— start —

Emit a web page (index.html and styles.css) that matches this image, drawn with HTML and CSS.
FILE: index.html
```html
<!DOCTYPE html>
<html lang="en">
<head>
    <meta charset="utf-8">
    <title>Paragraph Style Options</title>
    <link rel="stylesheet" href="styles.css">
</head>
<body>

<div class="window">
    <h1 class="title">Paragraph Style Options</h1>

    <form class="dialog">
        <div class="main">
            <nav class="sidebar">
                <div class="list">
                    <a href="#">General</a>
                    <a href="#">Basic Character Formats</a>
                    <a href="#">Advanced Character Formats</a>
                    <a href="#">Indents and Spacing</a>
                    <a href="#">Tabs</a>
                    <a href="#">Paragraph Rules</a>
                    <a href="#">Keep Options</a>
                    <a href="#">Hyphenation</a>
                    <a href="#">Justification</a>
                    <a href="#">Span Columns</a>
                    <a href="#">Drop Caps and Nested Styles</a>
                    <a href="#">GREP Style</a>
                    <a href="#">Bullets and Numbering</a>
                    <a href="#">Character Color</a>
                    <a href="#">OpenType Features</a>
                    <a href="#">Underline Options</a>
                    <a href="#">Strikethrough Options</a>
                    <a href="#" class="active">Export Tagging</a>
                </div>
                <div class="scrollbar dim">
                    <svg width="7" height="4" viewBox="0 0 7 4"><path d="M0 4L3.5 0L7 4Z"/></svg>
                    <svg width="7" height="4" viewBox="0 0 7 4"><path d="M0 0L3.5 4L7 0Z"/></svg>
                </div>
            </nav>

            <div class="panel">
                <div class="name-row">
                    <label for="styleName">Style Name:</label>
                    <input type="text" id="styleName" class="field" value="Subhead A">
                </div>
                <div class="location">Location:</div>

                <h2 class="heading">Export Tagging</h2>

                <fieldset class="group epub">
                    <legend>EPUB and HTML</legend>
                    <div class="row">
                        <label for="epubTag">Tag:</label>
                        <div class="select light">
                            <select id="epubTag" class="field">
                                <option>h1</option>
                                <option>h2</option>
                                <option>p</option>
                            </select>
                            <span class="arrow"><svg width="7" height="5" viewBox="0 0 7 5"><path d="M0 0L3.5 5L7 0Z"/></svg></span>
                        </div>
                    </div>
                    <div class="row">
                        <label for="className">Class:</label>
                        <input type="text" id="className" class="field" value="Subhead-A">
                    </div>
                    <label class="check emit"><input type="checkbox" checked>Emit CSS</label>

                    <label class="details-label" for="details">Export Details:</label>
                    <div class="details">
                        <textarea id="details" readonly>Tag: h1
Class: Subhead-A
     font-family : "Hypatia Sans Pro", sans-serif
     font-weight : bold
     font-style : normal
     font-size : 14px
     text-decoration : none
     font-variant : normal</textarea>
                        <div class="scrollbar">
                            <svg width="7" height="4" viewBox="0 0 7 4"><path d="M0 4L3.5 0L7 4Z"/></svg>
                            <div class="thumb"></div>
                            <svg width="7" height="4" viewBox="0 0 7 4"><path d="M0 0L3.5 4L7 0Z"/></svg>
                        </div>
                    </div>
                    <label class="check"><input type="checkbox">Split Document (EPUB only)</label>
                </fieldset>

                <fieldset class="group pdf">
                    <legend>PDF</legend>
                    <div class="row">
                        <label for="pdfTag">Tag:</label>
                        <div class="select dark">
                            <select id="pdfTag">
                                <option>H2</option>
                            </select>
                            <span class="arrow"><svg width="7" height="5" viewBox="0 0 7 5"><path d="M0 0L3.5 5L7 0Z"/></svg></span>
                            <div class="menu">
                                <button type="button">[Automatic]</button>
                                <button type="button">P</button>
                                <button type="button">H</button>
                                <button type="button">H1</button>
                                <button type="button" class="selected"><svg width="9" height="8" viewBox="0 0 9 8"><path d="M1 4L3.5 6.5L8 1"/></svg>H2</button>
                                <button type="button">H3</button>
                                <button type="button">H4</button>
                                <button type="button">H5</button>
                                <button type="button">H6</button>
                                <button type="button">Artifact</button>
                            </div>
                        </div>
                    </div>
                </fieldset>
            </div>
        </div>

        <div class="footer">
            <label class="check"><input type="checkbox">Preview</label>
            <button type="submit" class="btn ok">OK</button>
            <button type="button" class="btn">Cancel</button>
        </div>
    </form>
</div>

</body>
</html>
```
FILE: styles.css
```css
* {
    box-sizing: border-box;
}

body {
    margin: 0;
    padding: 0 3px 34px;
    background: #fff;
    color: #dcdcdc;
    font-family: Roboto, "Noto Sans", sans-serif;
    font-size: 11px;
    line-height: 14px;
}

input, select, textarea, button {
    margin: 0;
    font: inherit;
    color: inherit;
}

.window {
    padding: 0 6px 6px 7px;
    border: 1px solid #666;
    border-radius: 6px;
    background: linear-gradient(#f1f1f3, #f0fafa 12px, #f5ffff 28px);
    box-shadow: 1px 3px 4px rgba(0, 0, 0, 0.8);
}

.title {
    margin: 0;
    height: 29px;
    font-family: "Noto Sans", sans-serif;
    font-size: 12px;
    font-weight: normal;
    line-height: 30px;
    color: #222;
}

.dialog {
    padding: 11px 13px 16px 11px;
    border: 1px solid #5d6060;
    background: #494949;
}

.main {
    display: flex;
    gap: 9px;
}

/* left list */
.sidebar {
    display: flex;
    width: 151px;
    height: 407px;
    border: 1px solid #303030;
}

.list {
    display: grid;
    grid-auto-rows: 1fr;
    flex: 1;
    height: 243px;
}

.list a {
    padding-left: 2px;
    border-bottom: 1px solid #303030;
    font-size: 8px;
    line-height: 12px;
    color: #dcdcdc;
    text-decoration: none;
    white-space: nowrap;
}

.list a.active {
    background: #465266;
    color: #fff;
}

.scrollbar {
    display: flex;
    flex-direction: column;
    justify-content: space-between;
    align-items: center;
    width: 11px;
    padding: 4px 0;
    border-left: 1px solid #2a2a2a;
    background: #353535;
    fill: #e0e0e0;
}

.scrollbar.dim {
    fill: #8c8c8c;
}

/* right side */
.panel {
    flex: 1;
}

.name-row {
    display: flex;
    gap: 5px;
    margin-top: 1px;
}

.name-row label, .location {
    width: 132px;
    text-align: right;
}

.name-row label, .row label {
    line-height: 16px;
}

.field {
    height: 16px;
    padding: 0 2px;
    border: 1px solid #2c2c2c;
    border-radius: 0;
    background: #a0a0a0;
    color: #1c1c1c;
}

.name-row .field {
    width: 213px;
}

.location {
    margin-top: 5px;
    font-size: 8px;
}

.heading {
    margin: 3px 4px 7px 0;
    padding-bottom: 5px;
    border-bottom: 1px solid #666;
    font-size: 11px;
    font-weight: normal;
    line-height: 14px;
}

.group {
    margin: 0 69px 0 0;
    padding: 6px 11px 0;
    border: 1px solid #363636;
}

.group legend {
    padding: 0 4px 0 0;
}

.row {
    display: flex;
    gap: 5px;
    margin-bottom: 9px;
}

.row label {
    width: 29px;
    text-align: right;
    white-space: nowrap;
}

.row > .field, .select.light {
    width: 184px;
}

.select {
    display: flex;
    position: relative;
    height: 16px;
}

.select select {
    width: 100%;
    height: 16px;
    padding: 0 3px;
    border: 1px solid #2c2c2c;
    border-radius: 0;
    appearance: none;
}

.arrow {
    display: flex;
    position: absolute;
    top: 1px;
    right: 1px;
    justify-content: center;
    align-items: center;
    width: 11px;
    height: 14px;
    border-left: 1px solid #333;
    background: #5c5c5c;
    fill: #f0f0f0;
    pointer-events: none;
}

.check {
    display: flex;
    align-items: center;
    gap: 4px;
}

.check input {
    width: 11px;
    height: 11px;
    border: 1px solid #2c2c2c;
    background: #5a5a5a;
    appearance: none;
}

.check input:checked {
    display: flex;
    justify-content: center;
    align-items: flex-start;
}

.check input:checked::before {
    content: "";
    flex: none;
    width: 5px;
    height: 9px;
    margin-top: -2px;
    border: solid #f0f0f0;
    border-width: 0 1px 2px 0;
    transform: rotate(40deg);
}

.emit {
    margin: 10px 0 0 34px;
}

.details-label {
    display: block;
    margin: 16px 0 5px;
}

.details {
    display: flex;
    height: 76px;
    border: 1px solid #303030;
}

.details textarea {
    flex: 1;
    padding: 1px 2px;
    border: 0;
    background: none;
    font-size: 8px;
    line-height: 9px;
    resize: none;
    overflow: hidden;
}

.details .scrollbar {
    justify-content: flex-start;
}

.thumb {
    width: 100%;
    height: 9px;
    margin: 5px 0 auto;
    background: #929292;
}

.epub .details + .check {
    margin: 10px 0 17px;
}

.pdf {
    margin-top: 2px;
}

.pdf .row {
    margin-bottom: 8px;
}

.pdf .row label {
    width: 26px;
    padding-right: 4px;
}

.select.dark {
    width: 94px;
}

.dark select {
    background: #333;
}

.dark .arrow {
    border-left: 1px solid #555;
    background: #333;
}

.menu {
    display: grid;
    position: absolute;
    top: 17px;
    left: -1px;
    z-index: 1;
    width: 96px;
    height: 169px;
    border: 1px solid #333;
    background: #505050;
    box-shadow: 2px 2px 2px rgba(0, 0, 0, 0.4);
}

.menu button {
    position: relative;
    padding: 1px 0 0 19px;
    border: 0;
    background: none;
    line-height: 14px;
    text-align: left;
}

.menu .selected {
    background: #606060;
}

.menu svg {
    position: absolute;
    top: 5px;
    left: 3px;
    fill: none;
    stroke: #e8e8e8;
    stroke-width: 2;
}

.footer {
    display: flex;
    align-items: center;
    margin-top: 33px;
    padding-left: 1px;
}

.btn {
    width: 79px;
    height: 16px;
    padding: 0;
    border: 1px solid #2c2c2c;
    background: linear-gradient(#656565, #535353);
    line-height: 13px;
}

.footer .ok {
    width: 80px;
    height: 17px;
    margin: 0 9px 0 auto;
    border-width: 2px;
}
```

— end —
— start —

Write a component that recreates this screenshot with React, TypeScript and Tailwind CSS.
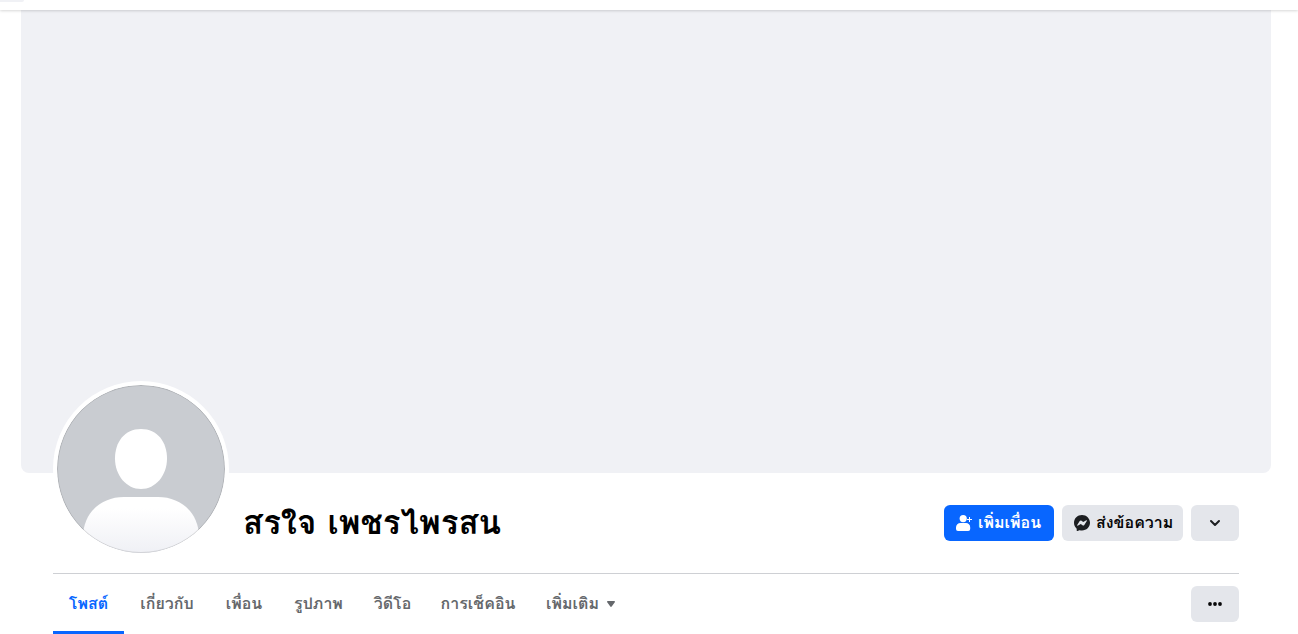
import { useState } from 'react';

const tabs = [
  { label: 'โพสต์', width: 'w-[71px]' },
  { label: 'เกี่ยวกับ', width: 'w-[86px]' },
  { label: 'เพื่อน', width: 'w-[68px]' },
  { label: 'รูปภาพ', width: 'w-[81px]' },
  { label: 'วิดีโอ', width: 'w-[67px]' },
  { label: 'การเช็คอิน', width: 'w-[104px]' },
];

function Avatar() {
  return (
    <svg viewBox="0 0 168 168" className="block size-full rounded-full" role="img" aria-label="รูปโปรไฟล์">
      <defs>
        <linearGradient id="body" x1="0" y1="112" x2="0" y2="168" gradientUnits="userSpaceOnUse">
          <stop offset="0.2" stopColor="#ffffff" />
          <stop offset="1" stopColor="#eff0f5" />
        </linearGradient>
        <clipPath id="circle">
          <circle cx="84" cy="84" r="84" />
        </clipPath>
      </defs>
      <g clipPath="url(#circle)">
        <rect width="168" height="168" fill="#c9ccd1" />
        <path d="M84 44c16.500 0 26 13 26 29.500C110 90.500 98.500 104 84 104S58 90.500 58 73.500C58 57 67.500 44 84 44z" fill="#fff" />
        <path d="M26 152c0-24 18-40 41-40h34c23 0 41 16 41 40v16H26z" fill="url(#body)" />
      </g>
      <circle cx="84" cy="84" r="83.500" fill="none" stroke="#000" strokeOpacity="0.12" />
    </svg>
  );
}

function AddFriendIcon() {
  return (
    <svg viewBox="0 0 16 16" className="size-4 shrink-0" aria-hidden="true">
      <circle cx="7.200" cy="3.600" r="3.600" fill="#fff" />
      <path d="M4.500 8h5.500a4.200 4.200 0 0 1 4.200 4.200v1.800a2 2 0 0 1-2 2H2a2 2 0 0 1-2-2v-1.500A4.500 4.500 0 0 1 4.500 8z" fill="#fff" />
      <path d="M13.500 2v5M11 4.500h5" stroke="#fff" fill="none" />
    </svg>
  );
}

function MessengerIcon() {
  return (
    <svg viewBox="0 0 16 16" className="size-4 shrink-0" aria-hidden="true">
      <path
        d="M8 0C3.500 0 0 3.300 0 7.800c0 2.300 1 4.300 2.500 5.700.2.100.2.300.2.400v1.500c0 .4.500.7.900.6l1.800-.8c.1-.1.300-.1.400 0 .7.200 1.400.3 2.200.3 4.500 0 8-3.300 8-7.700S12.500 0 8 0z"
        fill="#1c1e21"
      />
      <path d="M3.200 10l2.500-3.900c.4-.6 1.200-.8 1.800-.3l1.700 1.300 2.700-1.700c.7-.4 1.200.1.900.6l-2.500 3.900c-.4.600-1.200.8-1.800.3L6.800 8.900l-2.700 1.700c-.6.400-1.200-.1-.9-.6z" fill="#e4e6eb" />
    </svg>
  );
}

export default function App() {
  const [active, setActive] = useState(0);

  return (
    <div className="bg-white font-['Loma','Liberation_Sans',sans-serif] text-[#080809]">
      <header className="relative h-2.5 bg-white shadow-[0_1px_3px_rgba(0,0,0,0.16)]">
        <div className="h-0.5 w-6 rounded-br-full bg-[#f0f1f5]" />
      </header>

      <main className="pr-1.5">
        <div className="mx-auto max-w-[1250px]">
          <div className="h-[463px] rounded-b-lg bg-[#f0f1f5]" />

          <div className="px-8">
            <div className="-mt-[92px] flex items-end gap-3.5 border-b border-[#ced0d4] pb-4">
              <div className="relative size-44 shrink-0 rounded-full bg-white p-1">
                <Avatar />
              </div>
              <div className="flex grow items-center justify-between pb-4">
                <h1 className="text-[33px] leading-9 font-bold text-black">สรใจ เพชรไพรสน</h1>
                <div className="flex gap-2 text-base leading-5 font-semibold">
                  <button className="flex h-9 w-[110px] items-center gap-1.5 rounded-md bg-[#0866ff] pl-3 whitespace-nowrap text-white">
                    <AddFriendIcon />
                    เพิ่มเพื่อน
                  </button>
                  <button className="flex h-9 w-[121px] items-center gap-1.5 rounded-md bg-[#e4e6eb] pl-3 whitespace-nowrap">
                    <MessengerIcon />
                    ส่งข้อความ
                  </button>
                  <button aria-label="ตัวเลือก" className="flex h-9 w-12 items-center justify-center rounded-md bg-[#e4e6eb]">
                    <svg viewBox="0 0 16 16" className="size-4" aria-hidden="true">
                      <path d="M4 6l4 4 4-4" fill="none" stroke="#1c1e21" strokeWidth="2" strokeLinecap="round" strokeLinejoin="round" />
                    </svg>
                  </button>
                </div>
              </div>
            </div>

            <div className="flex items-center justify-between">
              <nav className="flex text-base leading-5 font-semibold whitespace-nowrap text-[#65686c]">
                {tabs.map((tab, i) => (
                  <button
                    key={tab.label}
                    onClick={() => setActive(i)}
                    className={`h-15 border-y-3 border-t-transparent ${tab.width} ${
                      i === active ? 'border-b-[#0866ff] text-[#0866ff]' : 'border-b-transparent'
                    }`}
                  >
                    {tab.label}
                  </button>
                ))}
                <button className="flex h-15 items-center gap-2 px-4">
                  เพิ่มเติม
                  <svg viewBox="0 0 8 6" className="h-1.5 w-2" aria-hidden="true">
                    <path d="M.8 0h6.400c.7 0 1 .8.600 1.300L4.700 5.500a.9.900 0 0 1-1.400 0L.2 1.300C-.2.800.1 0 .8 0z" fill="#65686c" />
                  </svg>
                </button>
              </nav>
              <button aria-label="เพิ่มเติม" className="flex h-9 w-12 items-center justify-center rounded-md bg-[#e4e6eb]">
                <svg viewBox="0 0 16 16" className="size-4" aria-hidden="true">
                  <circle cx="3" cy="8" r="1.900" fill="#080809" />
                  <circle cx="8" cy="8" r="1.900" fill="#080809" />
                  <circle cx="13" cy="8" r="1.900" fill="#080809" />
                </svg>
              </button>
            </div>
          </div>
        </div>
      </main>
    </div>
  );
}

— end —

Description of the task. Across the data above, how many lines include the word "with"? Give only the count.

Answer to the task. 2